__Stated problem__:
Leave the pictures out. Retype exactly the lines below from the one containing "Recreate this image as a component" through the one containing "string; w: string;", and no others.

__The records__:
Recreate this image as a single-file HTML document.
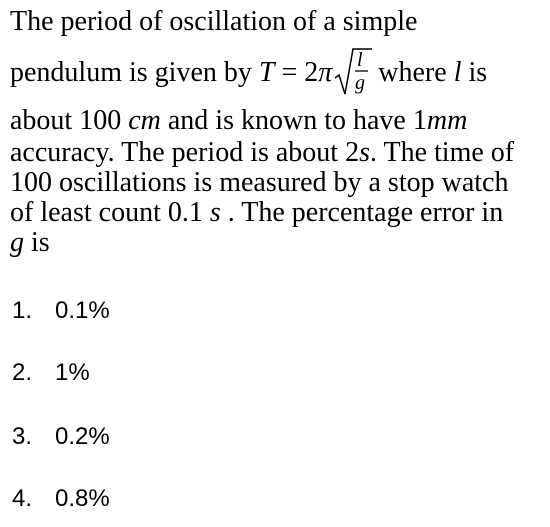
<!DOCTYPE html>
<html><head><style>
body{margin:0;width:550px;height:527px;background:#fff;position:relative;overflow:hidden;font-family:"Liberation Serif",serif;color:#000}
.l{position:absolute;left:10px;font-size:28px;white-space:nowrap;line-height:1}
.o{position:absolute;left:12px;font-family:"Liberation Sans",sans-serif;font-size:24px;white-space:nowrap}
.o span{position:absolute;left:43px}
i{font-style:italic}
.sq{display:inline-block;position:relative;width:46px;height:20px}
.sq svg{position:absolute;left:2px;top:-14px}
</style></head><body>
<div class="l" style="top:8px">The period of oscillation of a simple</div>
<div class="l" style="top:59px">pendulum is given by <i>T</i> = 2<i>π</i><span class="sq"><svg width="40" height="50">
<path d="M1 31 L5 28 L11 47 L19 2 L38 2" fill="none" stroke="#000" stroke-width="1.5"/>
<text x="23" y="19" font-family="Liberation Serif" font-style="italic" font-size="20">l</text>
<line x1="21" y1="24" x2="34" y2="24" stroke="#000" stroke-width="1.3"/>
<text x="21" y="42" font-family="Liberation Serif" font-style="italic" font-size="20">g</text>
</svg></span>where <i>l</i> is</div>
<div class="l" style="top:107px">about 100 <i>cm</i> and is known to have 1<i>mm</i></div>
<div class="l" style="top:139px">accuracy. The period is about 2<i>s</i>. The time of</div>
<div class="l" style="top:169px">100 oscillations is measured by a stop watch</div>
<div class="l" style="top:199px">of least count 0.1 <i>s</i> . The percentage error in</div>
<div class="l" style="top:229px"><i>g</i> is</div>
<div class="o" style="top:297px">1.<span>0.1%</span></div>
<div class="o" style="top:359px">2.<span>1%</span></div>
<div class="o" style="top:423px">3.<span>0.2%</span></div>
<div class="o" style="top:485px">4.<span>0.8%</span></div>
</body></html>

--

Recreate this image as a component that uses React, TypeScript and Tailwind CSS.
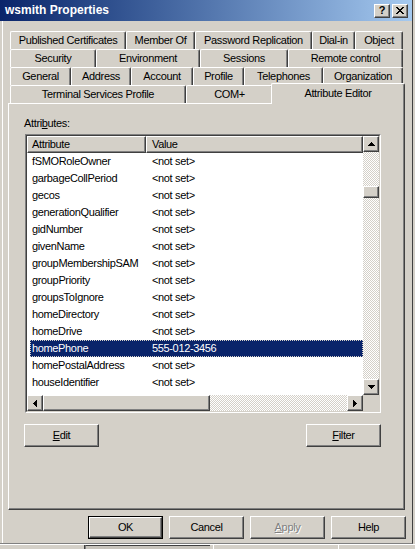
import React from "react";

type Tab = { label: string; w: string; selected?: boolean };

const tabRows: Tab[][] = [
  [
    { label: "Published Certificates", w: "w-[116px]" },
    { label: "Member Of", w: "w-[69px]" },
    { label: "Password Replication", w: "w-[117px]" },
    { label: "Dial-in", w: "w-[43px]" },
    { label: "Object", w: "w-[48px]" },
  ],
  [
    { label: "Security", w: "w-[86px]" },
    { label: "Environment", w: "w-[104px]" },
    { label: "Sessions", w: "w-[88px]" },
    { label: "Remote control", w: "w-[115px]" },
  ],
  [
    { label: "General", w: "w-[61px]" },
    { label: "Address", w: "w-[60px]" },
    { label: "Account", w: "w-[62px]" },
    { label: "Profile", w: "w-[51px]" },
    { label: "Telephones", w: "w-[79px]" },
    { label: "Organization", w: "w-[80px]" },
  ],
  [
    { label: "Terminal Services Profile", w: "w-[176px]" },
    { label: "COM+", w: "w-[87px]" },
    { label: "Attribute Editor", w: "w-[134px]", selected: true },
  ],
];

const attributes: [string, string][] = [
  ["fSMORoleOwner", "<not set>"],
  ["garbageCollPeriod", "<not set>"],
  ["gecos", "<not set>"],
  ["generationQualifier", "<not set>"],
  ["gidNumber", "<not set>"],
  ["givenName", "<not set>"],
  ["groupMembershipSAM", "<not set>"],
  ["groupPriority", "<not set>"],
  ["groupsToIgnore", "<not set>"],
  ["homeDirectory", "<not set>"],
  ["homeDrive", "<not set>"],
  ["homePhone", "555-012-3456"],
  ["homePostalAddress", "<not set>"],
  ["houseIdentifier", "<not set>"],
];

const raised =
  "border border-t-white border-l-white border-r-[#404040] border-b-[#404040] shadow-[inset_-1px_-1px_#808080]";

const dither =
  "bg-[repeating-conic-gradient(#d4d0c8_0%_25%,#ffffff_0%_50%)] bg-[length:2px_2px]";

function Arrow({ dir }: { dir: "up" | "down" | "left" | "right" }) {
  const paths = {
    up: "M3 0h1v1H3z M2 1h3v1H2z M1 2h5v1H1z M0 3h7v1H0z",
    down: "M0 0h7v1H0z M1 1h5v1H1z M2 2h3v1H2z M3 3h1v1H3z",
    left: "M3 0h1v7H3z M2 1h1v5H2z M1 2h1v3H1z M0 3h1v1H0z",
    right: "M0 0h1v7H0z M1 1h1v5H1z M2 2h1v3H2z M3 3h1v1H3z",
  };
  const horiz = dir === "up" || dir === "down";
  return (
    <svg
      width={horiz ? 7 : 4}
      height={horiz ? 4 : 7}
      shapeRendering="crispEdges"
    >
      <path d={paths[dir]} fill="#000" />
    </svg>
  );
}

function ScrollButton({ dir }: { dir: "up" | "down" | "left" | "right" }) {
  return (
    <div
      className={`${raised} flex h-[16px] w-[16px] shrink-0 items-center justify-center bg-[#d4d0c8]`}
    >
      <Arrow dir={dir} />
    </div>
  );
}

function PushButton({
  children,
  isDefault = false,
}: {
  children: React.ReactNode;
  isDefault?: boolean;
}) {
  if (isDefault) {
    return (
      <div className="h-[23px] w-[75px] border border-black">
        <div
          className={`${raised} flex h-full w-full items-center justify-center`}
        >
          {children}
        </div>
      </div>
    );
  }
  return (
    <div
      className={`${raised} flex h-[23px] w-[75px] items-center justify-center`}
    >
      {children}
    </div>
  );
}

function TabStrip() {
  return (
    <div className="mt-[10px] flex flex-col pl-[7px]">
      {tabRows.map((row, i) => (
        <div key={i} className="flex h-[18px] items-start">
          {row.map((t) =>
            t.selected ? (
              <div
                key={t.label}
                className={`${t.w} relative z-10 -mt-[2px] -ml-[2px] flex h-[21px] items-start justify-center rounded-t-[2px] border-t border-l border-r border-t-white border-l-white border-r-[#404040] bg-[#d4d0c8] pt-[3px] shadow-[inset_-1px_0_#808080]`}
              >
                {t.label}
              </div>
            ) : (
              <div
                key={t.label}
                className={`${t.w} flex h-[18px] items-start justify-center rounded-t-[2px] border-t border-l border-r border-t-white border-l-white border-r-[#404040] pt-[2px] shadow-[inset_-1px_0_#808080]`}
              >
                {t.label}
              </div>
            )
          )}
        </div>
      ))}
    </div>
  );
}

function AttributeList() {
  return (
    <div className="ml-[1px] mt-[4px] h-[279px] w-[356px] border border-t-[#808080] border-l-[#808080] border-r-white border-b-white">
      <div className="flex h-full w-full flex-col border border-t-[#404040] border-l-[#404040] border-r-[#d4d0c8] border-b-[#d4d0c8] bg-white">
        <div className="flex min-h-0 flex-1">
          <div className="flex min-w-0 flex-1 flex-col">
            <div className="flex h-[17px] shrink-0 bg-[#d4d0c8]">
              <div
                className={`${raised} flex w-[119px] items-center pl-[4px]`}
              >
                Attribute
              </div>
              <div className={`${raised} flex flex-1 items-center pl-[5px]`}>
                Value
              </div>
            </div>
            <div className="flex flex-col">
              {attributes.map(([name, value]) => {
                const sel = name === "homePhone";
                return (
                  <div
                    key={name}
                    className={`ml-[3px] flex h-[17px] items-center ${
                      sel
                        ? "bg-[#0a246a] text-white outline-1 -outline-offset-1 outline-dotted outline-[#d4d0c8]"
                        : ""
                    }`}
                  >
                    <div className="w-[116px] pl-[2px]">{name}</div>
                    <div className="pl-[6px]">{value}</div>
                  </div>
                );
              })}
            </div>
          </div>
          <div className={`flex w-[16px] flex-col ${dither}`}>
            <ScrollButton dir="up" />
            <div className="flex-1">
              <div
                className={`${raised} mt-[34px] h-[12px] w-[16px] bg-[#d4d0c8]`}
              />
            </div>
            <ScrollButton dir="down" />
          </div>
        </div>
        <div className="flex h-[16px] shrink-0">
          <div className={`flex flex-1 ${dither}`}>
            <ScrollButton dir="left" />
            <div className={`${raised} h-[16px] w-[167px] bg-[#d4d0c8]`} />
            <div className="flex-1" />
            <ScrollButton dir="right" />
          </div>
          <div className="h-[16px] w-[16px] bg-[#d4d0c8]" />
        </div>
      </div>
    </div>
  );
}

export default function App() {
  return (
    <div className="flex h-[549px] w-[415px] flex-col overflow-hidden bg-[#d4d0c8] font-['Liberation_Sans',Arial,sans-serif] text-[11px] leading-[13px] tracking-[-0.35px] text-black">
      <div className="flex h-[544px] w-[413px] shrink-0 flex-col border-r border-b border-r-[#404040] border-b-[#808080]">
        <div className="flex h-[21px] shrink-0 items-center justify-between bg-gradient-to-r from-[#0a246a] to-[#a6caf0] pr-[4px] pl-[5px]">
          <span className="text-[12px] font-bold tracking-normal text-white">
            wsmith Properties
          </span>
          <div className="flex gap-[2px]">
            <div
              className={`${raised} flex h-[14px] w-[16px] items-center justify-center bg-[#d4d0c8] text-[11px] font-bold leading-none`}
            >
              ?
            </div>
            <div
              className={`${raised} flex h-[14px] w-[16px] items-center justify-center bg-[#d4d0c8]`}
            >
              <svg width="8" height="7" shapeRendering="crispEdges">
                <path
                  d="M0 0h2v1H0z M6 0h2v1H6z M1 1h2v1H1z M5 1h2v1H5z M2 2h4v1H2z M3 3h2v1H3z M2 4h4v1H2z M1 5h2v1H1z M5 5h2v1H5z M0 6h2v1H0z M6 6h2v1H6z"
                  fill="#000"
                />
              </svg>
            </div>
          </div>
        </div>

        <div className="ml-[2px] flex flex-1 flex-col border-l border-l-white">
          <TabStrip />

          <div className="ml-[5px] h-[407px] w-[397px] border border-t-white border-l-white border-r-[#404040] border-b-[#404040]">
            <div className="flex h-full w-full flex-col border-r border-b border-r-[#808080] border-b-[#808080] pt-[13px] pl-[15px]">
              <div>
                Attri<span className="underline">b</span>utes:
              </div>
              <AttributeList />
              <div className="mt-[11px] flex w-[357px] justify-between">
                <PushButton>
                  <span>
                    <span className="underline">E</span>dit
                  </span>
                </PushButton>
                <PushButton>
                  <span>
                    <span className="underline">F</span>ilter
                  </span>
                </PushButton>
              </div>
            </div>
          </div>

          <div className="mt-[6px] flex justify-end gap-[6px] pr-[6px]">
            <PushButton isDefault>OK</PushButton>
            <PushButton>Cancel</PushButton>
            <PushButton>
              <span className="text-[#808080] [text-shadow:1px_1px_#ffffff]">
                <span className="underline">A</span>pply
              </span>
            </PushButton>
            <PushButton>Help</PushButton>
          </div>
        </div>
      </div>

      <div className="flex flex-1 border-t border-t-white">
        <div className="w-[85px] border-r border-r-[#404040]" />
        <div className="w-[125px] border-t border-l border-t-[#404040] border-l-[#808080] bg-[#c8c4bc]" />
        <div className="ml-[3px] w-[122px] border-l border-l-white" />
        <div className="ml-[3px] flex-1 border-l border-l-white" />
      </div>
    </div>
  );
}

__Written reply__:
Recreate this image as a component that uses React, TypeScript and Tailwind CSS.
import React from "react";

type Tab = { label: string; w: string; selected?: boolean };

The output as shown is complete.